There is no greater change of role in this big world than that from consumer to producer. From our first breath, to our last, the natural condition of life is to consume. Call it sin or call it the human condition. Either way, we are consumers through and through. All religions, at their core, work against this instinct. They push practitioners to contemplate their default and consciously attempt to swim upstream, against the current of the natural. To be religious (or wise) is to battle against yourself, waging war against consuming. In hope, we look to produce more than we consume.
Consumption goes deeper than mere materialism. Consumption says that all of life’s avenues lead back to my own satisfaction. Of course, anyone who has spent any amount of time chasing satisfaction will tell you that at the end of its dark trek is nothing more than a Trojan horse. Addictions and debt are spawned from the delusion one can be satisfied through earthly means.
Beer leads to wine. Wine leads to hard drink. Escalation leads to further frustration.
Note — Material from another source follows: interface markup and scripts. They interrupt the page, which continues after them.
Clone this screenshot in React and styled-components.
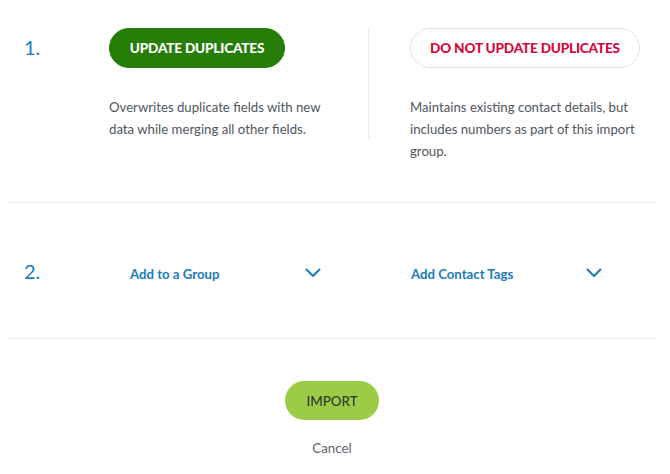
import React from 'react';
import styled, { createGlobalStyle } from 'styled-components';

const GlobalStyle = createGlobalStyle`
    body {
        margin: 8px;
        background: #ffffff;
        font-family: Lato, "Open Sans", sans-serif;
    }
`;

const Wrapper = styled.div`
    width: 648px;
`;

const Section = styled.div`
    display: grid;
    grid-template-columns: 101px 259px 1px 1fr;
    align-items: ${(p) => (p.center ? 'center' : 'start')};
    height: ${(p) => p.height}px;
    padding-top: ${(p) => p.top || 0}px;
    box-sizing: border-box;
    border-bottom: 1px solid #e9e9e9;
`;

const StepNumber = styled.div`
    padding-left: 16px;
    padding-top: ${(p) => p.offset || 0}px;
    font-size: 20px;
    line-height: 24px;
    color: #1b80c0;
`;

const Option = styled.div`
    padding-left: ${(p) => p.indent || 0}px;
`;

const Divider = styled.div`
    width: 1px;
    height: 112px;
    margin-top: -1px;
    background: #ebebeb;
`;

const Pill = styled.button`
    display: block;
    height: 40px;
    width: ${(p) => p.width}px;
    border-radius: 20px;
    border: 1px solid ${(p) => (p.primary ? '#267d07' : '#e4e4e4')};
    background: ${(p) => (p.primary ? '#267d07' : '#ffffff')};
    color: ${(p) => (p.primary ? '#ffffff' : '#d20a3c')};
    font-family: Lato, sans-serif;
    font-weight: 900;
    font-size: 13.6px;
    letter-spacing: -0.2px;
    padding: 0;
    cursor: pointer;
`;

const Description = styled.p`
    margin: 28px 0 0;
    font-size: 13.2px;
    line-height: 22px;
    color: #505660;
    max-width: ${(p) => p.max}px;
`;

const Dropdown = styled.div`
    display: flex;
    align-items: center;
    justify-content: space-between;
    width: 191px;
    margin-left: ${(p) => p.indent || 0}px;
    margin-top: 3px;
    color: #1b7bbb;
    font-weight: 700;
    font-size: 13.2px;
    cursor: pointer;

    span {
        margin-top: 4px;
    }

    svg {
        margin-top: 2px;
    }
`;

const Footer = styled.div`
    display: flex;
    flex-direction: column;
    align-items: center;
    padding-top: 42px;
`;

const ImportButton = styled.button`
    width: 94px;
    height: 39px;
    border: none;
    border-radius: 20px;
    background: #9ccb46;
    color: #2f3a30;
    font-family: Lato, sans-serif;
    font-size: 13.4px;
    font-weight: 500;
    padding: 0;
    cursor: pointer;
`;

const CancelLink = styled.a`
    margin-top: 20px;
    font-size: 13.4px;
    color: #5f6368;
    cursor: pointer;
`;

const Chevron = () => (
    <svg width="16" height="10" viewBox="0 0 16 10" fill="none">
        <path d="M1.5 1.5 L8 8 L14.5 1.5" stroke="#1b7bbb" strokeWidth="2" strokeLinecap="round" strokeLinejoin="round" />
    </svg>
);

const App = () => {
    return (
        <Wrapper>
            <GlobalStyle />
            <Section height={195} top={20}>
                <StepNumber offset={7}>1.</StepNumber>
                <Option>
                    <Pill primary width={176}>UPDATE DUPLICATES</Pill>
                    <Description max={225}>
                        Overwrites duplicate fields with new data while merging all other fields.
                    </Description>
                </Option>
                <Divider />
                <Option indent={41}>
                    <Pill width={230}>DO NOT UPDATE DUPLICATES</Pill>
                    <Description max={230}>
                        Maintains existing contact details, but includes numbers as part of this import group.
                    </Description>
                </Option>
            </Section>

            <Section height={136} center>
                <StepNumber>2.</StepNumber>
                <Dropdown indent={21}>
                    <span>Add to a Group</span>
                    <Chevron />
                </Dropdown>
                <div />
                <Dropdown indent={42}>
                    <span>Add Contact Tags</span>
                    <Chevron />
                </Dropdown>
            </Section>

            <Footer>
                <ImportButton>IMPORT</ImportButton>
                <CancelLink>Cancel</CancelLink>
            </Footer>
        </Wrapper>
    );
};

export default App;
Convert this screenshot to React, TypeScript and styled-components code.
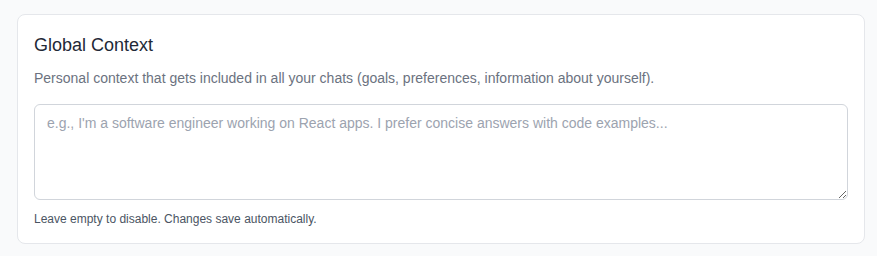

Amazon orders arrive on our doorstep within two days, eventually we want everything now (and with free shipping).
This cry for more comes from our deepest need to be completed. This need is natural and pure. However, when we seek to fill it, we must be aware of what roads we take to get to completion.
Logically, it makes sense. We have the ache within us shouting for sustained joy. And so we search. We find something to fill the need. We place it gently in, working for a time maybe, then the need for more creeps in. We hit rock bottom, or we move on to something else.
And thus the dance continues.
Yet in this world of deferred dreams, there is another way. To produce is to align our soul to a creative God – to mimic the divine and partner in the handiwork of a savior. God itself is outside of this endless, mounting, cycle. As image bearers of a master craftsman, we are to create, produce, and protect. When we trade in our spirit of consumption for a more noble way, we find a peace that only comes from cutting ties with the things that hold us back. The trinkets of this world only insulate us from peace and the radical love of a life well lived.
Today, produce. Not for identity or acceptance, but from the joy of being in agreement with something greater.